= Dataset excerpt =

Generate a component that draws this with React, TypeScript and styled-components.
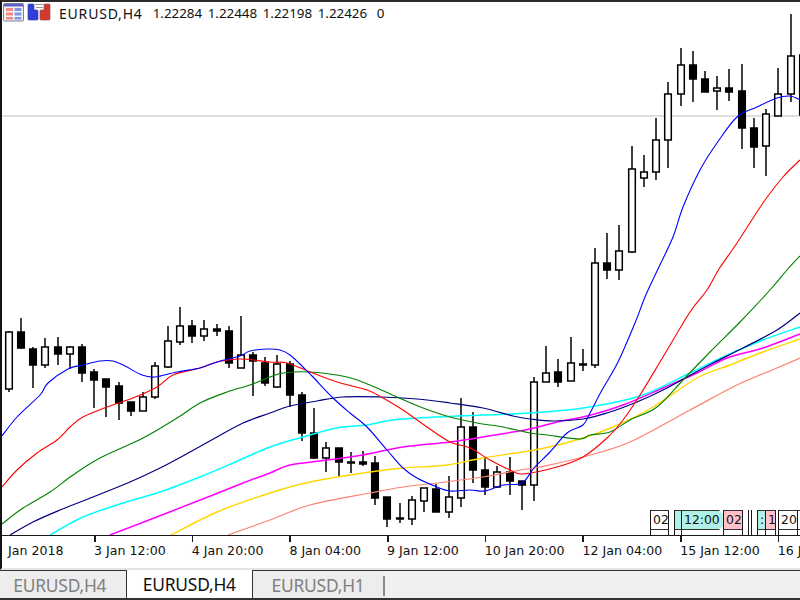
import styled, { createGlobalStyle } from 'styled-components';

const GlobalStyle = createGlobalStyle`
  html, body {
    margin: 0;
    width: 800px;
    height: 600px;
    overflow: hidden;
    background: #fff;
  }
`;

const Page = styled.div`
  display: flex;
  flex-direction: column;
  width: 800px;
  height: 600px;
`;

const ChartWindow = styled.div`
  display: flex;
  flex-direction: column;
  height: 570px;
  box-sizing: border-box;
  border-left: 2px solid #141414;
  border-top: 2px solid #2a2a2a;
  border-bottom: 2px solid #e4e4e4;
  background: #fff;
`;

const Plot = styled.div`
  position: relative;
  height: 533px;
  overflow: hidden;
`;

const PlotSvg = styled.svg`
  display: block;
  width: 798px;
  height: 533px;
  filter: blur(0.3px);
`;

const Legend = styled.div`
  position: absolute;
  top: 1px;
  left: 1px;
  display: flex;
  align-items: center;
  height: 20px;
  font: 13.4px 'Noto Sans', sans-serif;
  color: #111;
  white-space: nowrap;
`;

const LegendIcons = styled.svg`
  flex: 0 0 49px;
  height: 20px;
  margin-right: 7px;
`;

const LegendName = styled.span`
  margin-right: 10px;
  font-size: 14px;
  letter-spacing: 0.8px;
`;

const LegendValue = styled.span`
  flex: 0 0 55px;
`;

const LegendCount = styled.span`
  margin-left: 4px;
`;

const Axis = styled.div`
  position: relative;
  display: flex;
  flex: 1;
  border-top: 1.5px solid #1a1a1a;
  overflow: hidden;
`;

const AxisLabel = styled.div<{ $first?: boolean }>`
  position: relative;
  flex: 0 0 ${(p) => (p.$first ? '92px' : '97.7px')};
  box-sizing: border-box;
  padding: 7px 0 0 ${(p) => (p.$first ? '6px' : '0')};
  font: 12.6px 'DejaVu Sans', sans-serif;
  color: #111;
  white-space: nowrap;

  &::before {
    content: '';
    display: ${(p) => (p.$first ? 'none' : 'block')};
    position: absolute;
    top: 0;
    left: 0;
    width: 1.5px;
    height: 6px;
    background: #1a1a1a;
  }
`;

const MarkerStrip = styled.div`
  position: absolute;
  left: 648px;
  bottom: 0;
  display: flex;
  height: 25px;
`;

const tones = { plain: '#fff', cyan: '#b0f0e6', pink: '#ffc0cb' };

const Marker = styled.div<{ $w: number }>`
  flex: 0 0 ${(p) => p.$w}px;
  box-sizing: border-box;
  height: 25px;
  border-left: 1.5px solid #1a1a1a;
  overflow: hidden;
`;

const MarkerFace = styled.div<{ $tone: keyof typeof tones; $notched?: boolean }>`
  height: 20px;
  box-sizing: border-box;
  padding: 1px 0 0 2px;
  background: ${(p) => tones[p.$tone]};
  border-top: 1.5px solid #333;
  border-bottom: 1.5px solid #333;
  font: 12.4px 'DejaVu Sans', sans-serif;
  color: #111;
  white-space: nowrap;
  clip-path: ${(p) =>
    p.$notched
      ? 'polygon(0 0, calc(100% - 4px) 0, 100% 4px, 100% calc(100% - 4px), calc(100% - 4px) 100%, 0 100%)'
      : 'none'};
`;

const TabBar = styled.div`
  display: flex;
  flex: 1;
  box-sizing: border-box;
  background: #f0f0f0;
  border-bottom: 2px solid #333;
`;

const Tab = styled.div<{ $active?: boolean }>`
  flex: 0 0 126.5px;
  box-sizing: border-box;
  padding: 2px ${(p) => (p.$active ? '0' : '6px')} 0 0;
  text-align: center;
  font: 17.4px 'Noto Sans', sans-serif;
  letter-spacing: -0.2px;
  color: ${(p) => (p.$active ? '#101010' : '#808080')};
  background: ${(p) => (p.$active ? '#fff' : '#ededed')};
  border-top: ${(p) => (p.$active ? '0' : '1.5px solid #333')};
  border-right: 1.5px solid #333;
`;

const LastTab = styled(Tab)`
  flex: 0 0 130px;
  padding: 2px 0 0 0;
  border-right: 0;
`;

const TabRest = styled.div`
  flex: 1;
  border-top: 1.5px solid #333;
  background: #f0f0f0;
`;

const TabDivider = styled.div`
  flex: 0 0 2px;
  width: 2px;
  height: 20px;
  margin-top: 5px;
  background: #8a8a8a;
`;

const TabDividerWrap = styled.div`
  border-top: 1.5px solid #333;
  background: #ededed;
`;

type Candle = [x: number, top: number, bottom: number, wickTop: number, wickBottom: number, bull: boolean];

const candles: Candle[] = [
  [9, 332, 389, 331, 392, true], [21, 332, 348, 318, 349, false], [33, 349, 365, 347, 388, false],
  [45, 347, 365, 338, 368, true], [58, 347, 354, 337, 365, false], [70, 347, 354, 346, 369, true],
  [82, 347, 373, 344, 382, false], [94, 372, 380, 369, 408, false], [106, 379, 387, 379, 417, false],
  [119, 386, 403, 382, 420, false], [131, 402, 411, 402, 416, false], [143, 397, 411, 392, 411, true],
  [155, 366, 397, 362, 399, true], [168, 341, 367, 326, 368, true], [180, 326, 342, 307, 345, true],
  [192, 326, 336, 320, 343, false], [204, 329, 336, 320, 341, true], [217, 329, 331, 324, 336, false],
  [229, 331, 363, 326, 368, false], [241, 355, 368, 316, 368, true], [253, 355, 361, 352, 396, false],
  [265, 363, 383, 357, 386, false], [277, 364, 387, 355, 388, true], [290, 364, 395, 361, 407, false],
  [302, 395, 433, 392, 441, false], [314, 433, 458, 408, 459, false], [326, 448, 458, 442, 472, true],
  [339, 448, 462, 448, 477, false], [351, 462, 463, 452, 473, false], [363, 462, 464, 451, 466, false],
  [375, 463, 498, 456, 505, false], [387, 497, 519, 497, 527, false], [400, 518, 519, 503, 523, false],
  [412, 500, 519, 496, 525, true], [424, 488, 501, 488, 512, true], [436, 489, 512, 484, 512, false],
  [449, 497, 512, 476, 518, true], [461, 427, 498, 398, 507, true], [473, 427, 470, 412, 483, false],
  [485, 470, 487, 457, 495, false], [497, 472, 487, 466, 488, true], [510, 472, 481, 457, 495, false],
  [522, 481, 485, 481, 510, false], [534, 382, 485, 377, 501, true], [546, 373, 382, 346, 382, true],
  [558, 372, 382, 359, 387, false], [571, 363, 381, 337, 381, true], [583, 364, 365, 349, 371, false],
  [595, 263, 365, 248, 368, true], [607, 263, 270, 233, 279, false], [619, 251, 270, 225, 280, true],
  [632, 169, 252, 146, 253, true], [644, 172, 178, 155, 187, true], [656, 140, 172, 118, 180, true],
  [668, 94, 140, 82, 168, true], [681, 65, 94, 48, 106, true], [693, 65, 79, 51, 102, false],
  [705, 79, 92, 71, 92, false], [717, 88, 91, 76, 110, true], [729, 88, 92, 69, 101, false],
  [742, 91, 128, 64, 149, false], [754, 128, 147, 118, 168, false], [766, 114, 146, 109, 176, true],
  [778, 94, 116, 68, 116, true], [791, 56, 94, 14, 102, true], [803, 55, 115, 40, 120, true],
];

const averages: { color: string; width: number; points: string }[] = [
  {
    color: '#fa8072',
    width: 1.2,
    points:
      '228,535 270,520 310,505 370,493 403,487 437,483 483,477 520,470 540,467 583,457 630,442 690,410 737,385 777,368 800,358',
  },
  {
    color: '#ffd700',
    width: 1.4,
    points:
      '171,535 217,512 270,493 310,482 370,472 403,468 447,465 483,458 540,449 580,439 613,427 653,407 697,378 730,365 763,352 800,339',
  },
  {
    color: '#ff00ff',
    width: 1.5,
    points:
      '110,535 167,513 213,495 243,483 270,473 290,465 327,460 363,455 403,447 450,442 483,437 530,429 557,422 587,416 623,405 663,388 697,373 727,358 763,348 800,334',
  },
  {
    color: '#00ffff',
    width: 1.5,
    points:
      '50,535 83,517 123,503 160,492 200,477 233,463 270,447 303,437 337,428 367,425 393,420 437,417 483,415 530,413 583,408 640,396 690,373 723,357 763,340 800,327',
  },
  {
    color: '#000080',
    width: 1.2,
    points:
      '10,535 33,522 60,510 93,497 130,482 160,468 190,452 217,437 243,423 270,413 290,406 317,401 343,397 380,397 417,399 450,403 483,408 513,416 530,419 553,421 583,419 607,413 637,402 663,390 687,377 713,363 743,348 777,330 800,313',
  },
  {
    color: '#008000',
    width: 1.1,
    points:
      '2,524 23,508 50,492 73,475 100,458 143,438 177,418 200,403 227,392 250,385 270,377 283,373 310,372 347,377 370,385 397,397 423,408 450,417 477,423 503,427 530,433 547,435 580,439 590,435 610,432 630,420 657,407 683,380 710,352 740,322 770,290 787,270 800,256',
  },
  {
    color: '#ff0000',
    width: 1.1,
    points:
      '2,487 17,470 37,453 57,440 70,427 83,417 107,407 133,398 157,387 173,375 200,368 217,362 240,359 270,362 287,363 310,372 337,382 367,390 383,398 403,410 427,427 450,442 470,448 490,460 510,470 523,474 557,467 583,457 607,438 623,420 640,395 663,357 690,312 707,290 719,269 737,243 763,203 783,177 800,160',
  },
  {
    color: '#0000ff',
    width: 1.1,
    points:
      '2,436 17,417 40,395 48,383 68,369 83,365 100,361 113,361 125,366 142,375 155,377 177,372 200,368 220,361 240,356 250,351 267,349 280,350 290,355 303,367 313,377 333,398 350,413 367,427 387,450 403,468 417,478 437,487 450,491 470,490 485,491 503,485 522,483 534,468 550,452 567,433 583,425 590,413 602,390 618,362 635,323 645,297 658,269 673,237 683,207 700,170 717,143 737,117 757,107 777,98 790,96 800,100',
  },
];

// catmull-rom through the sampled points, the averages are curves and not broken lines
const smoothPath = (points: string) => {
  const pts = points.split(' ').map((p) => p.split(',').map(Number));
  let d = `M${pts[0][0]} ${pts[0][1]}`;
  for (let i = 0; i < pts.length - 1; i++) {
    const a = pts[Math.max(i - 1, 0)];
    const b = pts[i];
    const c = pts[i + 1];
    const e = pts[Math.min(i + 2, pts.length - 1)];
    const c1x = b[0] + (c[0] - a[0]) / 6;
    const c1y = b[1] + (c[1] - a[1]) / 6;
    const c2x = c[0] - (e[0] - b[0]) / 6;
    const c2y = c[1] - (e[1] - b[1]) / 6;
    d += `C${c1x.toFixed(1)} ${c1y.toFixed(1)} ${c2x.toFixed(1)} ${c2y.toFixed(1)} ${c[0]} ${c[1]}`;
  }
  return d;
};

const axisLabels = ['3 Jan 12:00', '4 Jan 20:00', '8 Jan 04:00', '9 Jan 12:00', '10 Jan 20:00', '12 Jan 04:00', '15 Jan 12:00', '16 Jan 20:00'];
const ohlc = ['1.22284', '1.22448', '1.22198', '1.22426'];

const Candles = () => (
  <g stroke="#000" strokeWidth={1.5}>
    {candles.map(([x, top, bottom, wickTop, wickBottom, bull]) => (
      <g key={x}>
        <line x1={x} x2={x} y1={wickTop} y2={wickBottom} />
        <rect x={x - 3.3} y={top} width={6.6} height={bottom - top} fill={bull ? '#fff' : '#000'} />
      </g>
    ))}
  </g>
);

const LegendGlyphs = () => (
  <LegendIcons viewBox="0 0 49 20">
    <rect x="0.5" y="0.5" width="20" height="17.5" rx="1" fill="#f4f4f8" stroke="#7d8196" />
    <rect x="1" y="1" width="19" height="2.5" fill="#5a62c8" />
    <rect x="3" y="5" width="7" height="3" fill="#f08a80" />
    <rect x="3" y="9.5" width="7" height="3" fill="#f08a80" />
    <rect x="3" y="14" width="7" height="2.5" fill="#f08a80" />
    <rect x="11.5" y="5" width="7" height="3" fill="#7f96e4" />
    <rect x="11.5" y="9.5" width="7" height="3" fill="#7f96e4" />
    <rect x="11.5" y="14" width="7" height="2.5" fill="#7f96e4" />
    <path d="M25 2q0-1 1-1h4q1 0 1 1v5h3q1 0 1 1v8q0 1-1 1h-8q-1 0-1-1z" fill="#2f3fd8" stroke="#3a4aa8" strokeWidth="0.7" />
    <path d="M47 2q0-1-1-1h-4q-1 0-1 1v5h-3q-1 0-1 1v8q0 1 1 1h8q1 0 1-1z" fill="#d03a30" stroke="#a84a40" strokeWidth="0.7" />
    <path d="M32 1.5h10M33 4.5h7" stroke="#9a9a9a" strokeWidth="1.2" />
  </LegendIcons>
);

export default function App() {
  return (
    <Page>
      <GlobalStyle />
      <ChartWindow>
        <Plot>
          <PlotSvg viewBox="2 2 798 533">
            <line x1={2} x2={800} y1={116} y2={116} stroke="#c0c0c0" strokeWidth={1.2} />
            <Candles />
            {averages.map((a) => (
              <path key={a.color} d={smoothPath(a.points)} fill="none" stroke={a.color} strokeWidth={a.width} />
            ))}
          </PlotSvg>
          <MarkerStrip>
            <Marker $w={18}>
              <MarkerFace $tone="plain">02</MarkerFace>
            </Marker>
            <Marker $w={6} />
            <Marker $w={7}>
              <MarkerFace $tone="cyan" />
            </Marker>
            <Marker $w={42}>
              <MarkerFace $tone="cyan" $notched>
                12:00
              </MarkerFace>
            </Marker>
            <Marker $w={19}>
              <MarkerFace $tone="pink">02</MarkerFace>
            </Marker>
            <Marker $w={6} />
            <Marker $w={3} />
            <Marker $w={6} />
            <Marker $w={8}>
              <MarkerFace $tone="cyan">:</MarkerFace>
            </Marker>
            <Marker $w={10}>
              <MarkerFace $tone="pink">1</MarkerFace>
            </Marker>
            <Marker $w={3} />
            <Marker $w={19}>
              <MarkerFace $tone="plain">20</MarkerFace>
            </Marker>
            <Marker $w={6}>
              <MarkerFace $tone="plain">0</MarkerFace>
            </Marker>
          </MarkerStrip>
          <Legend>
            <LegendGlyphs />
            <LegendName>EURUSD,H4</LegendName>
            {ohlc.map((v) => (
              <LegendValue key={v}>{v}</LegendValue>
            ))}
            <LegendCount>0</LegendCount>
          </Legend>
        </Plot>
        <Axis>
          <AxisLabel $first>Jan 2018</AxisLabel>
          {axisLabels.map((label) => (
            <AxisLabel key={label}>{label}</AxisLabel>
          ))}
        </Axis>
      </ChartWindow>
      <TabBar>
        <Tab>EURUSD,H4</Tab>
        <Tab $active>EURUSD,H4</Tab>
        <LastTab>EURUSD,H1</LastTab>
        <TabDividerWrap>
          <TabDivider />
        </TabDividerWrap>
        <TabRest />
      </TabBar>
    </Page>
  );
}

= Your objective =
Without the pictures, please reproduce each line of the listing above exactly, from the first one through the line bearing "cyan: '#b0f0e6', pink: '#ffc0cb'".

= Solution to the exercise =
Generate a component that draws this with React, TypeScript and styled-components.
import styled, { createGlobalStyle } from 'styled-components';

const GlobalStyle = createGlobalStyle`
  html, body {
    margin: 0;
    width: 800px;
    height: 600px;
    overflow: hidden;
    background: #fff;
  }
`;

const Page = styled.div`
  display: flex;
  flex-direction: column;
  width: 800px;
  height: 600px;
`;

const ChartWindow = styled.div`
  display: flex;
  flex-direction: column;
  height: 570px;
  box-sizing: border-box;
  border-left: 2px solid #141414;
  border-top: 2px solid #2a2a2a;
  border-bottom: 2px solid #e4e4e4;
  background: #fff;
`;

const Plot = styled.div`
  position: relative;
  height: 533px;
  overflow: hidden;
`;

const PlotSvg = styled.svg`
  display: block;
  width: 798px;
  height: 533px;
  filter: blur(0.3px);
`;

const Legend = styled.div`
  position: absolute;
  top: 1px;
  left: 1px;
  display: flex;
  align-items: center;
  height: 20px;
  font: 13.4px 'Noto Sans', sans-serif;
  color: #111;
  white-space: nowrap;
`;

const LegendIcons = styled.svg`
  flex: 0 0 49px;
  height: 20px;
  margin-right: 7px;
`;

const LegendName = styled.span`
  margin-right: 10px;
  font-size: 14px;
  letter-spacing: 0.8px;
`;

const LegendValue = styled.span`
  flex: 0 0 55px;
`;

const LegendCount = styled.span`
  margin-left: 4px;
`;

const Axis = styled.div`
  position: relative;
  display: flex;
  flex: 1;
  border-top: 1.5px solid #1a1a1a;
  overflow: hidden;
`;

const AxisLabel = styled.div<{ $first?: boolean }>`
  position: relative;
  flex: 0 0 ${(p) => (p.$first ? '92px' : '97.7px')};
  box-sizing: border-box;
  padding: 7px 0 0 ${(p) => (p.$first ? '6px' : '0')};
  font: 12.6px 'DejaVu Sans', sans-serif;
  color: #111;
  white-space: nowrap;

  &::before {
    content: '';
    display: ${(p) => (p.$first ? 'none' : 'block')};
    position: absolute;
    top: 0;
    left: 0;
    width: 1.5px;
    height: 6px;
    background: #1a1a1a;
  }
`;

const MarkerStrip = styled.div`
  position: absolute;
  left: 648px;
  bottom: 0;
  display: flex;
  height: 25px;
`;

const tones = { plain: '#fff', cyan: '#b0f0e6', pink: '#ffc0cb' };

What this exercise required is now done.